Repeat, exactly and in full, the lines of the listing below, but without any pictures.
— Start of Dataset excerpt —
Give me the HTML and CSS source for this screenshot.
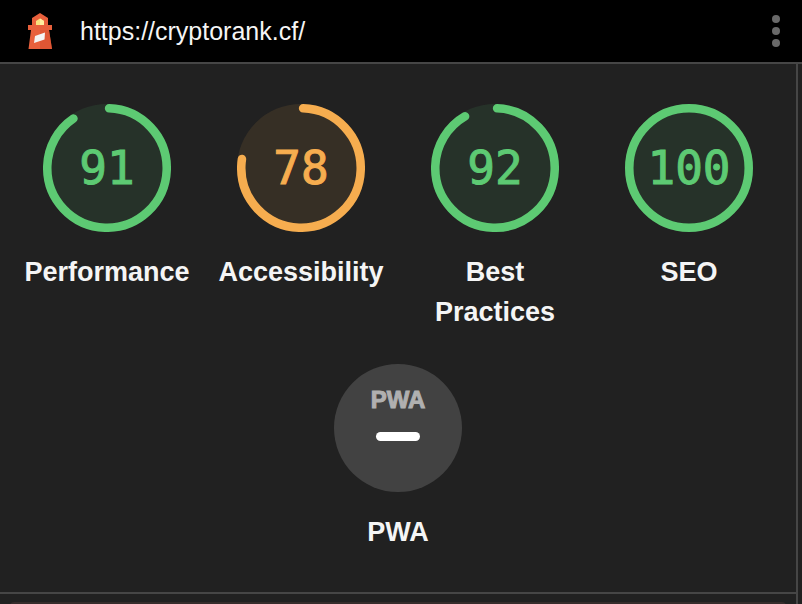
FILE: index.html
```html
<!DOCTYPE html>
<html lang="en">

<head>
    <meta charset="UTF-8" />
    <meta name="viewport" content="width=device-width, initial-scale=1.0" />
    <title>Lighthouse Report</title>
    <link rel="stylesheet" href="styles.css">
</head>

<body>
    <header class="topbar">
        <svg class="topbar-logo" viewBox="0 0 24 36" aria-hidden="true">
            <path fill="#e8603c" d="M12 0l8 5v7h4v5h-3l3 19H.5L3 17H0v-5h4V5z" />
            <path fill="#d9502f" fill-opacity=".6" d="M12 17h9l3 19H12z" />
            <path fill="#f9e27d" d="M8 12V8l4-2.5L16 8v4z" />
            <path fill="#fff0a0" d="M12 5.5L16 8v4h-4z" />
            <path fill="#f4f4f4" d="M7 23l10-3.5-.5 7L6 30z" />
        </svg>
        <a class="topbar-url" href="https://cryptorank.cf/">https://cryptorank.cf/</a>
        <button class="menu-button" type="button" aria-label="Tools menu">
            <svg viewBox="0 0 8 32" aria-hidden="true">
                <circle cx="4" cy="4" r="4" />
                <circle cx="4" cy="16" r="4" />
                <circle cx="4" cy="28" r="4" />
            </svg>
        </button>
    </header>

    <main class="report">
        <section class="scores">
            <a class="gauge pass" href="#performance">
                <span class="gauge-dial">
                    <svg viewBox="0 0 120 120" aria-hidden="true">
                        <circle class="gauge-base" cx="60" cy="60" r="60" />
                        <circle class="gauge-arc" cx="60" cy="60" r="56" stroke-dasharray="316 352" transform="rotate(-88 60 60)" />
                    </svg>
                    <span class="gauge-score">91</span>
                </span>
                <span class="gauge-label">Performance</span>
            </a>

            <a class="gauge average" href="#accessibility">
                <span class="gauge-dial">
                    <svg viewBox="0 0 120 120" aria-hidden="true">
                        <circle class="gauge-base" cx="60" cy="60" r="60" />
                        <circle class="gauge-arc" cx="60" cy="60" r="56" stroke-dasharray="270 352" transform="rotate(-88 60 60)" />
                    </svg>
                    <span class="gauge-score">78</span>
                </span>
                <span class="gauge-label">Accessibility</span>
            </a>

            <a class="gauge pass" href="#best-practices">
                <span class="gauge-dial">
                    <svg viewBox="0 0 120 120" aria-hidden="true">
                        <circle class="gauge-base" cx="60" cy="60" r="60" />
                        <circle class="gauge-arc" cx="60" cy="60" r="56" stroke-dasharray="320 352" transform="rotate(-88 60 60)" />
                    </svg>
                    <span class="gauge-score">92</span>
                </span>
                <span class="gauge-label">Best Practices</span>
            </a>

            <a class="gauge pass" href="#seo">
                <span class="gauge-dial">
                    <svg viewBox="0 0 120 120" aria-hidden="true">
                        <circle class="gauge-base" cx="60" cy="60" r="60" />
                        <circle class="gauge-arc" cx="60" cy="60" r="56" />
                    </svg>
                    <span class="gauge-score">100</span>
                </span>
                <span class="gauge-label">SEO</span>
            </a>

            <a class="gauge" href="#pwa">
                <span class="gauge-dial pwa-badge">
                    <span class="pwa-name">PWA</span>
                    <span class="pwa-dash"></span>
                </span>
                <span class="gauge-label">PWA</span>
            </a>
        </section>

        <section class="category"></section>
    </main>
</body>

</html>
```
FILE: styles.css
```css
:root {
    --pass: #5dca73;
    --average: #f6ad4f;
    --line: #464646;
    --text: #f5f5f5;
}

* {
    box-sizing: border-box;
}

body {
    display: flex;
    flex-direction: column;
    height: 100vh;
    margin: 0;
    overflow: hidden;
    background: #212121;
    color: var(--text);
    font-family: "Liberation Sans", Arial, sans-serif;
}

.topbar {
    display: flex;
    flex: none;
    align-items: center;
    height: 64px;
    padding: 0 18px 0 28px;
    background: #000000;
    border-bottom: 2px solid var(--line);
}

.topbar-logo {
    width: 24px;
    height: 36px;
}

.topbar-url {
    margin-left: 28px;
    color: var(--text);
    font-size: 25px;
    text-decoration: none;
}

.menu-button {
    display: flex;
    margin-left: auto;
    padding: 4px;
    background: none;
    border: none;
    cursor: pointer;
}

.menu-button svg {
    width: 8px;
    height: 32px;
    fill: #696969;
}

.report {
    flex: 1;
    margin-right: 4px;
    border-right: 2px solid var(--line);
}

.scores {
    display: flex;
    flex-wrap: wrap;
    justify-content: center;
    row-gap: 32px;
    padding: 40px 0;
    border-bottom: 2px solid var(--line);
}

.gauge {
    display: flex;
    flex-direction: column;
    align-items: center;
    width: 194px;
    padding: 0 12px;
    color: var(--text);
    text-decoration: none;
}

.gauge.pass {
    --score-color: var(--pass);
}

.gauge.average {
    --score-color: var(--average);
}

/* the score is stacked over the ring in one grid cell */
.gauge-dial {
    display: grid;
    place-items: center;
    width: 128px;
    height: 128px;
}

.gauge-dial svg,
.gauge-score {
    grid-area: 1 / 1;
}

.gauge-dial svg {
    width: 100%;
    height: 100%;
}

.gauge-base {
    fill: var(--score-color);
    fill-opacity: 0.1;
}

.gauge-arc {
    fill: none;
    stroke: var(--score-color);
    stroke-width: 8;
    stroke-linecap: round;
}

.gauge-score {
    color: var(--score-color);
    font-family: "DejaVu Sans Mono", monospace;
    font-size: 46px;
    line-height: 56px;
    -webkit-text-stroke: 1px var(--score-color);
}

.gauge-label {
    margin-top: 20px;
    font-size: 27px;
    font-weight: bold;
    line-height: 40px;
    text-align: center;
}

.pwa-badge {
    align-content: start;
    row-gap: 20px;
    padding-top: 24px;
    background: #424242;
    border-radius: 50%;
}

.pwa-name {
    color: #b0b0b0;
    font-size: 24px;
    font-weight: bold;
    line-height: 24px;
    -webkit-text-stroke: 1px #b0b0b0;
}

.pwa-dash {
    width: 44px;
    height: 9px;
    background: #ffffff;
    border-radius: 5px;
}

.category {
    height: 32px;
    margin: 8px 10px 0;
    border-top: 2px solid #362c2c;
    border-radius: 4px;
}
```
— End of Dataset excerpt —
## Answer for this exercise
Give me the HTML and CSS source for this screenshot.
FILE: index.html
```html
<!DOCTYPE html>
<html lang="en">

<head>
    <meta charset="UTF-8" />
    <meta name="viewport" content="width=device-width, initial-scale=1.0" />
    <title>Lighthouse Report</title>
    <link rel="stylesheet" href="styles.css">
</head>

<body>
    <header class="topbar">
        <svg class="topbar-logo" viewBox="0 0 24 36" aria-hidden="true">
            <path fill="#e8603c" d="M12 0l8 5v7h4v5h-3l3 19H.5L3 17H0v-5h4V5z" />
            <path fill="#d9502f" fill-opacity=".6" d="M12 17h9l3 19H12z" />
            <path fill="#f9e27d" d="M8 12V8l4-2.5L16 8v4z" />
            <path fill="#fff0a0" d="M12 5.5L16 8v4h-4z" />
            <path fill="#f4f4f4" d="M7 23l10-3.5-.5 7L6 30z" />
        </svg>
        <a class="topbar-url" href="https://cryptorank.cf/">https://cryptorank.cf/</a>
        <button class="menu-button" type="button" aria-label="Tools menu">
            <svg viewBox="0 0 8 32" aria-hidden="true">
                <circle cx="4" cy="4" r="4" />
                <circle cx="4" cy="16" r="4" />
                <circle cx="4" cy="28" r="4" />
            </svg>
        </button>
    </header>

    <main class="report">
        <section class="scores">
            <a class="gauge pass" href="#performance">
                <span class="gauge-dial">
                    <svg viewBox="0 0 120 120" aria-hidden="true">
                        <circle class="gauge-base" cx="60" cy="60" r="60" />
                        <circle class="gauge-arc" cx="60" cy="60" r="56" stroke-dasharray="316 352" transform="rotate(-88 60 60)" />
                    </svg>
                    <span class="gauge-score">91</span>
                </span>
                <span class="gauge-label">Performance</span>
            </a>

            <a class="gauge average" href="#accessibility">
                <span class="gauge-dial">
                    <svg viewBox="0 0 120 120" aria-hidden="true">
                        <circle class="gauge-base" cx="60" cy="60" r="60" />
                        <circle class="gauge-arc" cx="60" cy="60" r="56" stroke-dasharray="270 352" transform="rotate(-88 60 60)" />
                    </svg>
                    <span class="gauge-score">78</span>
                </span>
                <span class="gauge-label">Accessibility</span>
            </a>

            <a class="gauge pass" href="#best-practices">
                <span class="gauge-dial">
                    <svg viewBox="0 0 120 120" aria-hidden="true">
                        <circle class="gauge-base" cx="60" cy="60" r="60" />
                        <circle class="gauge-arc" cx="60" cy="60" r="56" stroke-dasharray="320 352" transform="rotate(-88 60 60)" />
                    </svg>
                    <span class="gauge-score">92</span>
                </span>
                <span class="gauge-label">Best Practices</span>
            </a>

            <a class="gauge pass" href="#seo">
                <span class="gauge-dial">
                    <svg viewBox="0 0 120 120" aria-hidden="true">
                        <circle class="gauge-base" cx="60" cy="60" r="60" />
                        <circle class="gauge-arc" cx="60" cy="60" r="56" />
                    </svg>
                    <span class="gauge-score">100</span>
                </span>
                <span class="gauge-label">SEO</span>
            </a>

            <a class="gauge" href="#pwa">
                <span class="gauge-dial pwa-badge">
                    <span class="pwa-name">PWA</span>
                    <span class="pwa-dash"></span>
                </span>
                <span class="gauge-label">PWA</span>
            </a>
        </section>

        <section class="category"></section>
    </main>
</body>

</html>
```
FILE: styles.css
```css
:root {
    --pass: #5dca73;
    --average: #f6ad4f;
    --line: #464646;
    --text: #f5f5f5;
}

* {
    box-sizing: border-box;
}

body {
    display: flex;
    flex-direction: column;
    height: 100vh;
    margin: 0;
    overflow: hidden;
    background: #212121;
    color: var(--text);
    font-family: "Liberation Sans", Arial, sans-serif;
}

.topbar {
    display: flex;
    flex: none;
    align-items: center;
    height: 64px;
    padding: 0 18px 0 28px;
    background: #000000;
    border-bottom: 2px solid var(--line);
}

.topbar-logo {
    width: 24px;
    height: 36px;
}

.topbar-url {
    margin-left: 28px;
    color: var(--text);
    font-size: 25px;
    text-decoration: none;
}

.menu-button {
    display: flex;
    margin-left: auto;
    padding: 4px;
    background: none;
    border: none;
    cursor: pointer;
}

.menu-button svg {
    width: 8px;
    height: 32px;
    fill: #696969;
}

.report {
    flex: 1;
    margin-right: 4px;
    border-right: 2px solid var(--line);
}

.scores {
    display: flex;
    flex-wrap: wrap;
    justify-content: center;
    row-gap: 32px;
    padding: 40px 0;
    border-bottom: 2px solid var(--line);
}

.gauge {
    display: flex;
    flex-direction: column;
    align-items: center;
    width: 194px;
    padding: 0 12px;
    color: var(--text);
    text-decoration: none;
}

.gauge.pass {
    --score-color: var(--pass);
}

.gauge.average {
    --score-color: var(--average);
}

/* the score is stacked over the ring in one grid cell */
.gauge-dial {
    display: grid;
    place-items: center;
    width: 128px;
    height: 128px;
}

.gauge-dial svg,
.gauge-score {
    grid-area: 1 / 1;
}

.gauge-dial svg {
    width: 100%;
    height: 100%;
}

.gauge-base {
    fill: var(--score-color);
    fill-opacity: 0.1;
}

.gauge-arc {
    fill: none;
    stroke: var(--score-color);
    stroke-width: 8;
    stroke-linecap: round;
}

.gauge-score {
    color: var(--score-color);
    font-family: "DejaVu Sans Mono", monospace;
    font-size: 46px;
    line-height: 56px;
    -webkit-text-stroke: 1px var(--score-color);
}

.gauge-label {
    margin-top: 20px;
    font-size: 27px;
    font-weight: bold;
    line-height: 40px;
    text-align: center;
}

.pwa-badge {
    align-content: start;
    row-gap: 20px;
    padding-top: 24px;
    background: #424242;
    border-radius: 50%;
}

.pwa-name {
    color: #b0b0b0;
    font-size: 24px;
    font-weight: bold;
    line-height: 24px;
    -webkit-text-stroke: 1px #b0b0b0;
}

.pwa-dash {
    width: 44px;
    height: 9px;
    background: #ffffff;
    border-radius: 5px;
}

.category {
    height: 32px;
    margin: 8px 10px 0;
    border-top: 2px solid #362c2c;
    border-radius: 4px;
}
```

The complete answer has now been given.